Because of the polarized nature of discussion about Israel in the American Jewish community, American Jews have generally been asked to take one side or the other. Either Israel is wrong, or it is right. Either the Six Day War was a war of aggression and all the settlements are illegal, or the Six Day War was a pre-emptive strike and Israel can do whatever it wants.
Of course, politics is never black and white, and this question is no exception. As Iran’s current nuclear saber rattling should make clear, Israel’s actions in 1967 were hardly those of an aggressive nation undertaking a military campaign for territorial gain. I am told by people old enough to remember 1967 that in the spring of that year, lovers of Israel feared that the young state wouldn’t see its 20th birthday. Egyptian dictator Gamal Abdel Nasser and his allies had all the weapons, and the world was doing nothing. It seemed that all hope was lost. If, today, those of us who care about Israel are concerned because of the Iranian nuclear threat, we should imagine what the “existential threat” looked like 43 years ago.
At the same time, even if the West Bank is not occupied de jure, it is occupied de facto, and Israeli governments have repeatedly acted unwisely, cruelly and perhaps illegally in their administration of it. Even if settlements are not barred by the international law of occupation, they may well prove a roadblock to peace, dooming the Zionist experiment for the sake of a small minority of zealots. Even if checkpoints are necessary for security, they often have been imposed without any regard to the disruption of life they cause.
My point here is that the matzav, the situation, has never been as black and white as the American Jewish community, on both right and left, tends to depict it. We don’t have to be so simplistic. Indeed, as my colleague J.J. Goldberg said at the recent J Street conference in Washington, D.C., the American community is far more “with us or against us” than the Israeli one. In Israel, it’s no big deal to be pro-Israel and anti-settlement; between one-quarter and one-half of the Israeli-Jewish population feels that way. Yet in America, where we’re told to circle our wagons and defend our country, right or wrong, such nuance is treyf.

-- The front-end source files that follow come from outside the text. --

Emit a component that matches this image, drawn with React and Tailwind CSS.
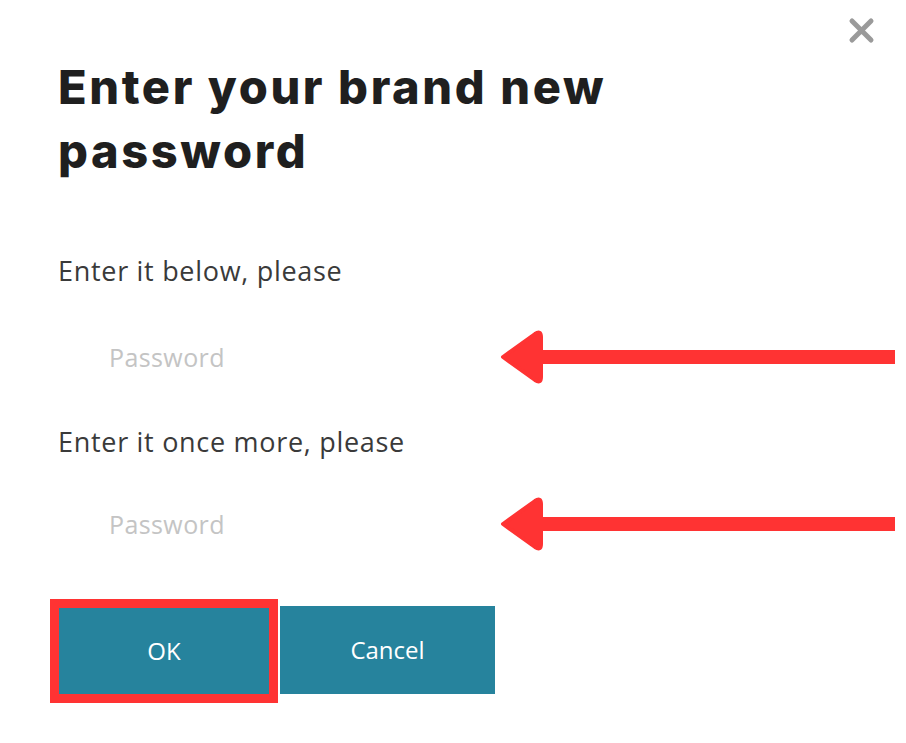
import { useState } from 'react';

function Arrow() {
  // annotation arrow pointing left at the field
  return (
    <svg width="396" height="58" viewBox="0 0 396 58" className="shrink-0">
      <rect x="40" y="22" width="356" height="14" fill="#ff3333" />
      <path
        d="M4 29 L36 6 Q42 2 42 9 L42 49 Q42 56 36 52 Z"
        fill="#ff3333"
        stroke="#ff3333"
        strokeWidth="4"
        strokeLinejoin="round"
      />
    </svg>
  );
}

function PasswordRow({ value, onChange }) {
  return (
    <div className="flex items-center h-[58px]">
      <input
        type="password"
        value={value}
        onChange={onChange}
        placeholder="Password"
        className="w-[441px] h-[58px] pl-[51px] text-[25px] tracking-[0.4px] text-[#555] placeholder:text-[#c4c4c4] outline-none bg-transparent font-['Open_Sans',sans-serif]"
      />
      <Arrow />
    </div>
  );
}

export default function App() {
  const [pw, setPw] = useState('');
  const [pw2, setPw2] = useState('');

  return (
    <div className="relative w-[906px] h-[743px] bg-white overflow-hidden font-['Open_Sans',sans-serif]">
      <button type="button" className="absolute top-[17px] right-[31px] w-[27px] h-[27px] flex items-center justify-center">
        <svg width="27" height="27" viewBox="0 0 27 27">
          <path d="M4 4 L23 23 M23 4 L4 23" stroke="#9a9a9a" strokeWidth="5" strokeLinecap="round" />
        </svg>
      </button>

      <div className="flex flex-col pl-[58px] pt-[55px]">
        <h1 className="font-['Inter',sans-serif] font-extrabold text-[#1f1f1f] text-[47px] leading-[64px] tracking-[2.6px]">
          Enter your brand new
          <br />
          password
        </h1>

        <p className="mt-[72px] text-[27px] leading-[32px] tracking-[0.7px] text-[#3a3a3a]">Enter it below, please</p>
        <div className="mt-[41px]">
          <PasswordRow value={pw} onChange={(e) => setPw(e.target.value)} />
        </div>

        <p className="mt-[40px] text-[27px] leading-[32px] tracking-[0.7px] text-[#3a3a3a]">Enter it once more, please</p>
        <div className="mt-[37px]">
          <PasswordRow value={pw2} onChange={(e) => setPw2(e.target.value)} />
        </div>

        <div className="flex items-start gap-[11px] mt-[53px] ml-[1px]">
          <button
            type="button"
            className="w-[210px] h-[86px] mt-[2px] bg-[#26839d] text-white text-[24px] outline-[9px] outline-solid outline-[#ff3333]"
          >
            OK
          </button>
          <button type="button" className="w-[215px] h-[88px] bg-[#26839d] text-white text-[24px]">
            Cancel
          </button>
        </div>
      </div>
    </div>
  );
}
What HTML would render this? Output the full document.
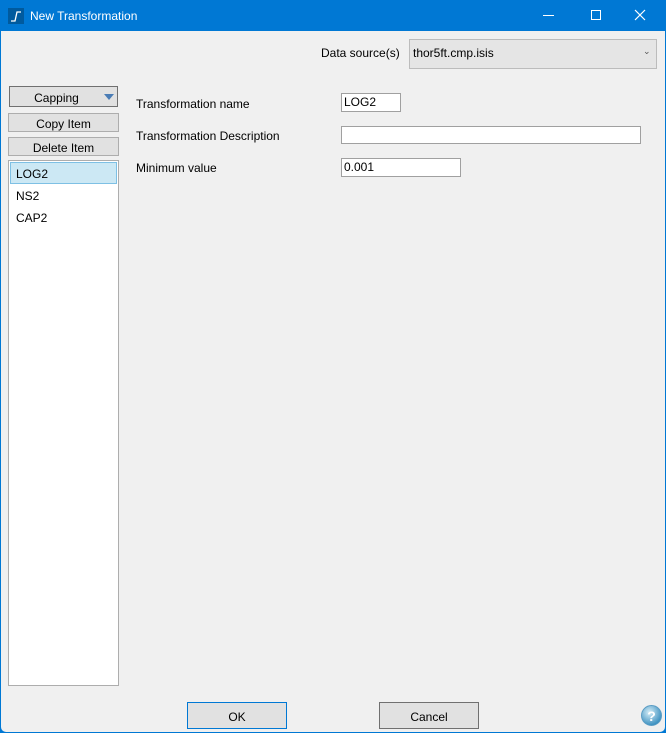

Ideological lockstep, however, is not confined to the pro-Israel right. On the left, to question the illegality of Israeli settlements, as I have just done, is heresy. So is remembering that Israel is, indeed, threatened by annihilation. In some corners of the progressive world, Israel can do nothing right. The humanitarian mission to Haiti? Public relations. The dismantling of dozens of roadblocks in the West Bank in the last year alone? A tactic. (Indeed, even this newspaper has barely reported these actions. Why is the placing of a checkpoint news, but not the dismantling of one?)
Whatever our political views, we owe it to ourselves as an American Jewish community to end the simplifications and generalizations. First, if we’re committed to truthfulness, broad strokes simply do not paint the picture of Israel and the Palestinians (or Israel and Palestine). Second, if we’re committed to shalom bayit, peace in the home, the colors of black and white sow unnecessary division when most of us ought to find ourselves in varying shades of gray. Third, if we’re committed to Israel’s survival and success, we should recognize that fighting a yes/no propaganda war is simply a bad tactic: the time for messy compromise, ambivalence and nuance is here.
Finally, if we’re committed to engaging younger, less affiliated Jews with Israel, the “My country, right or wrong” rhetoric needs to end, now. It reeks of propaganda, and falls on deaf ears for those not already converted to the Israeli cause. Yes, some percentage of young people who have a powerful immersion experience in Israel will return ready to wave the flag and to ignore the troubling details. But that percentage will always remain a small one, especially outside the small Jewish subgroup of Hillel-goers and synagogue members. Most kids are too savvy and too plugged in to toe a party line.
And anyway, is this really how we want to educate our next generation about Israel? By soaking them in Jerusalem, alcohol and sex, and giving them such fond memories of their week in the Holy Land that they are ready to defend Israel reflexively rather than conscientiously? Even if it’s not exactly brainwashing, it’s hardly the spirit of informed commitment. Of course, young Jews should still experience their birthright and come to know the beauty and sacredness of the Land of Israel. But that powerful experience should not be a substitute for reflective judgment about Israel’s political decisions. On the contrary, it should require us to reflect more.
This is true for all of us. If, like me, you have had powerful religious or cultural experiences in Israel, you should second-guess yourself more, not less. Maybe my judgment is clouded by the three years I spent living in Jerusalem. Maybe precisely because of my continued love for Israel, I have a greater obligation to think twice about my support of it.
And if, like me, you consider yourself a Jewish progressive, then you, too, bear a heightened obligation to question your own assumptions. Let’s not buy into the groupthink of the left any more than that of the right. Are we reading Iranian President Mahmoud Ahmadinejad’s statements carefully? Can we see that the nuclear threat is a real one and not Israeli propaganda? Are we prepared to launch a rhetorical “pre-emptive” strike, if it becomes necessary to defend the State of Israel if it is genuinely forced to strike pre-emptively once again?
Indeed, Israel’s current crises can be an opportunity for progressives to defeat the canard that J Street and similar organizations are simply “anti-Israel” by distinguishing Israel’s actions regarding Iran from its actions regarding Palestine. Reflecting on 1967 with 2010 in mind, we can re-commit to nuance and complexity. The settlements may be unjust and unwise, but they may not be illegal. If Israelis committed war crimes in Gaza, they should be put on trial — but only after Dick Cheney is tried for torture, and the entire Chinese regime for decades of torture and suppression in Tibet. Let’s refuse the blacks and whites of the left, just as we reject those of the right.
Throughout the political spectrum, simplifications serve no one — least of all the State of Israel, and the noisy, fractious American Jews claiming to support it. Admittedly, nuance and complexity don’t win arguments as easily as conviction and simplicity. Then again, they don’t start as many, either.